Digital Tianma in Liangjiang Digital Economy Industrial Park. [Photo provided to english.liangjiang.gov.cn]
LLMs rely on training data to generate information. If a user prompts a model with a question beyond its training data, the model might generate a false response.
"Increasing training data volume and improving training data quality help mitigate hallucinations," Zhang said. His annotator team reduces data deviation through data collection, cleansing, analysis, and calibration.
"For instance, data cleansing involves refining massive raw datasets by correcting errors, removing duplicates, filling gaps, and ensuring consistency to improve usability."
The work of data annotators, we call them AI trainers, is like that of teachers - imparting knowledge and building reasoning capabilities. AI training, computational power, and algorithms are the three pillars determining the quality of LLMs,” Zhang explained.
Well-trained models deliver more accurate responses. For instance, if a query contains typos, models trained for user intent recognition can infer the purpose from context and respond accordingly.
With eight years in AI training, Zhang has witnessed the field transform from labor-intensive to knowledge-driven: "Before 2022, training primarily focused on general knowledge. For example, in the autonomous driving field, annotators label street-view images, identifying features such as crosswalks or vehicles. Those tasks required minimal expertise but vast manpower."

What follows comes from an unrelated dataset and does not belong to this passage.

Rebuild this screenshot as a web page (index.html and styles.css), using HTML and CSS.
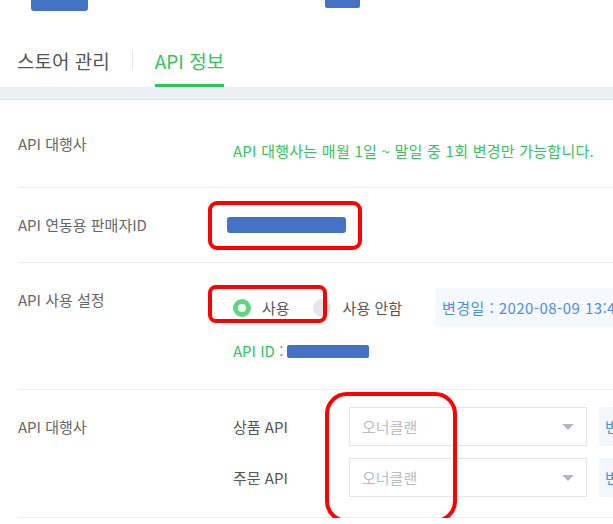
FILE: index.html
```html
<!DOCTYPE html>
<html lang="ko">
<head>
<meta charset="utf-8">
<title>API 정보</title>
<link rel="stylesheet" href="styles.css">
</head>
<body>
<div class="page">
  <div class="topbar">
    <span class="redact r1"></span>
    <span class="redact r2"></span>
  </div>
  <nav class="tabs">
    <a class="tab">스토어 관리</a>
    <span class="tab-sep"></span>
    <a class="tab active">API 정보</a>
  </nav>
  <div class="band"></div>
  <div class="rows">
    <section class="row row1">
      <div class="label">API 대행사</div>
      <div class="value notice">API 대행사는 매월 1일 ~ 말일 중 1회 변경만 가능합니다.</div>
    </section>
    <section class="row row2">
      <div class="label">API 연동용 판매자ID</div>
      <div class="value id-value"><span class="redact id-bar"></span></div>
      <span class="mark mark2"></span>
    </section>
    <section class="row row3">
      <div class="label">API 사용 설정</div>
      <div class="value">
        <div class="radio-line">
          <span class="radio on"></span><span class="radio-text">사용</span>
          <span class="radio off"></span><span class="radio-text">사용 안함</span>
          <span class="date-box">변경일 : 2020-08-09 13:45:12</span>
        </div>
        <div class="apiid"><span class="apiid-text">API ID :</span><span class="redact apiid-bar"></span></div>
      </div>
      <span class="mark mark3"></span>
    </section>
    <section class="row row4">
      <div class="label">API 대행사</div>
      <div class="value">
        <div class="api-line">
          <span class="api-name">상품 API</span>
          <div class="select"><span>오너클랜</span><i class="caret"></i></div>
          <span class="btn">변경</span>
        </div>
        <div class="api-line">
          <span class="api-name">주문 API</span>
          <div class="select"><span>오너클랜</span><i class="caret"></i></div>
          <span class="btn">변경</span>
        </div>
      </div>
      <span class="mark mark4"></span>
    </section>
  </div>
</div>
</body>
</html>
```
FILE: styles.css
```css
html, body {
  margin: 0;
  padding: 0;
  overflow: hidden;
}
body {
  width: 613px;
  height: 524px;
  background: #fff;
  font-family: "Noto Sans CJK KR", "Noto Sans", sans-serif;
  color: #555;
}
.page {
  width: 613px;
  overflow: hidden;
}
.topbar {
  height: 11px;
  display: flex;
  align-items: flex-start;
  padding-left: 31px;
}
.redact {
  display: block;
  background: #4472c4;
}
.r1 {
  width: 57px;
  height: 11px;
  border-radius: 0 0 3px 3px;
}
.r2 {
  width: 35px;
  height: 8px;
  margin-left: 237px;
  border-radius: 0 0 2px 2px;
}
.tabs {
  display: flex;
  align-items: flex-start;
  padding-left: 17px;
}
.tab {
  font-size: 19px;
  line-height: 24px;
  padding-top: 38px;
  padding-bottom: 11px;
  border-bottom: 3px solid transparent;
  color: #555;
}
.tab.active {
  color: #33c45c;
  border-bottom-color: #2dc55a;
}
.tab-sep {
  width: 1px;
  height: 20px;
  background: #e4e6e9;
  margin: 39px 22px 0;
}
.band {
  height: 12px;
  background: #eceff3;
  border-bottom: 1px solid #dfe3e8;
}
.rows {
  margin-left: 18px;
}
.row {
  position: relative;
  display: flex;
  align-items: flex-start;
  border-bottom: 1px solid #e9edf2;
}
.label {
  width: 215px;
  flex: none;
  font-size: 15px;
  line-height: 22px;
  color: #666;
}
.value {
  flex: 1;
  min-width: 0;
  font-size: 15px;
  line-height: 22px;
}
.notice {
  color: #33c45c;
  white-space: nowrap;
  letter-spacing: 0.25px;
}
.row1 {
  padding: 33px 0 25px;
}
.row1 .notice {
  margin-top: 7px;
}
.row2 {
  padding: 26px 0;
}
.id-value {
  display: flex;
  align-items: center;
  height: 22px;
}
.id-bar {
  width: 119px;
  height: 16px;
  margin-left: -6px;
  border-radius: 3px;
}
.row3 {
  padding: 25px 0 27px;
}
.row3 .label {
  margin-top: 1px;
}
.radio-line {
  display: flex;
  align-items: center;
  height: 39px;
  white-space: nowrap;
}
.radio {
  width: 18px;
  height: 18px;
  border-radius: 50%;
  box-sizing: border-box;
  flex: none;
}
.radio.on {
  border: 5px solid #5ed67d;
  background: #fff;
}
.radio.off {
  background: #e4e6ea;
  margin-left: 23px;
}
.radio-text {
  margin-left: 11px;
  color: #555;
}
.radio.off + .radio-text {
  margin-left: 12px;
}
.date-box {
  margin-left: 33px;
  height: 39px;
  line-height: 39px;
  padding: 0 7px;
  background: #f5f8fd;
  color: #4a8fe7;
  letter-spacing: 0.45px;
  flex: none;
}
.apiid {
  display: flex;
  align-items: center;
  margin-top: 13px;
  height: 22px;
}
.apiid-text {
  color: #33c45c;
}
.apiid-bar {
  width: 82px;
  height: 13px;
  margin-left: 4px;
  border-radius: 2px;
}
.row4 {
  padding: 17px 0 20px;
}
.row4 .label {
  margin-top: 9px;
}
.api-line {
  display: flex;
  align-items: center;
  height: 39px;
  white-space: nowrap;
}
.api-line + .api-line {
  margin-top: 12px;
}
.api-name {
  width: 116px;
  flex: none;
  color: #555;
}
.select {
  width: 238px;
  height: 39px;
  flex: none;
  box-sizing: border-box;
  border: 1px solid #e4e6ea;
  display: flex;
  align-items: center;
  justify-content: space-between;
  padding: 0 12px 0 12px;
  color: #b8bcc2;
}
.caret {
  width: 0;
  height: 0;
  border-left: 6px solid transparent;
  border-right: 6px solid transparent;
  border-top: 6px solid #b3b7bd;
}
.btn {
  margin-left: 12px;
  height: 39px;
  line-height: 39px;
  padding: 0 6px;
  background: #f3f6fc;
  color: #4a8fe7;
  flex: none;
}
.mark {
  position: absolute;
  box-sizing: border-box;
  border: 4px solid #ff0000;
  pointer-events: none;
}
.mark2 {
  left: 190px;
  top: 13px;
  width: 154px;
  height: 49px;
  border-radius: 9px;
}
.mark3 {
  left: 190px;
  top: 22px;
  width: 119px;
  height: 38px;
  border-radius: 8px;
}
.mark4 {
  left: 307px;
  top: 2px;
  width: 132px;
  height: 131px;
  border-radius: 22px;
}
```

"The AI landscape has been evolving rapidly since 2022, and we need subject-matter experts for enhanced LLM training. This shift is reflected in our hiring, which values multi-skilled professionals," said Zhang.
Li Wenyuan, who joined Zhang's team last August after nearly a decade in finance, said that LLM integration with domain-specific expertise relies on precise, specialized datasets.
Li works as a data annotator. [Photo by Li Wenyuan]
Li's work mainly supports Ma Xiaocai, an online financial model developed by Ant Group. "After initial training, the model has obtained basic financial knowledge. Now, trainers need advanced expertise to refine it further. Their educational backgrounds and industry experience are critical," Li explained.
Digital Tianma employs 5,000 annotators and has processed hundreds of millions of high-quality data entries since its establishment in 2023. As Zhang emphasizes, the AI revolution is beyond coding; trainers who blend technical skills with industry savvy are equally important.
The job market reflects this demand. Data from Zhilian Recruitment, a major recruitment platform in China, shows that demand for data annotators surged by over 50 percent year-on-year in February.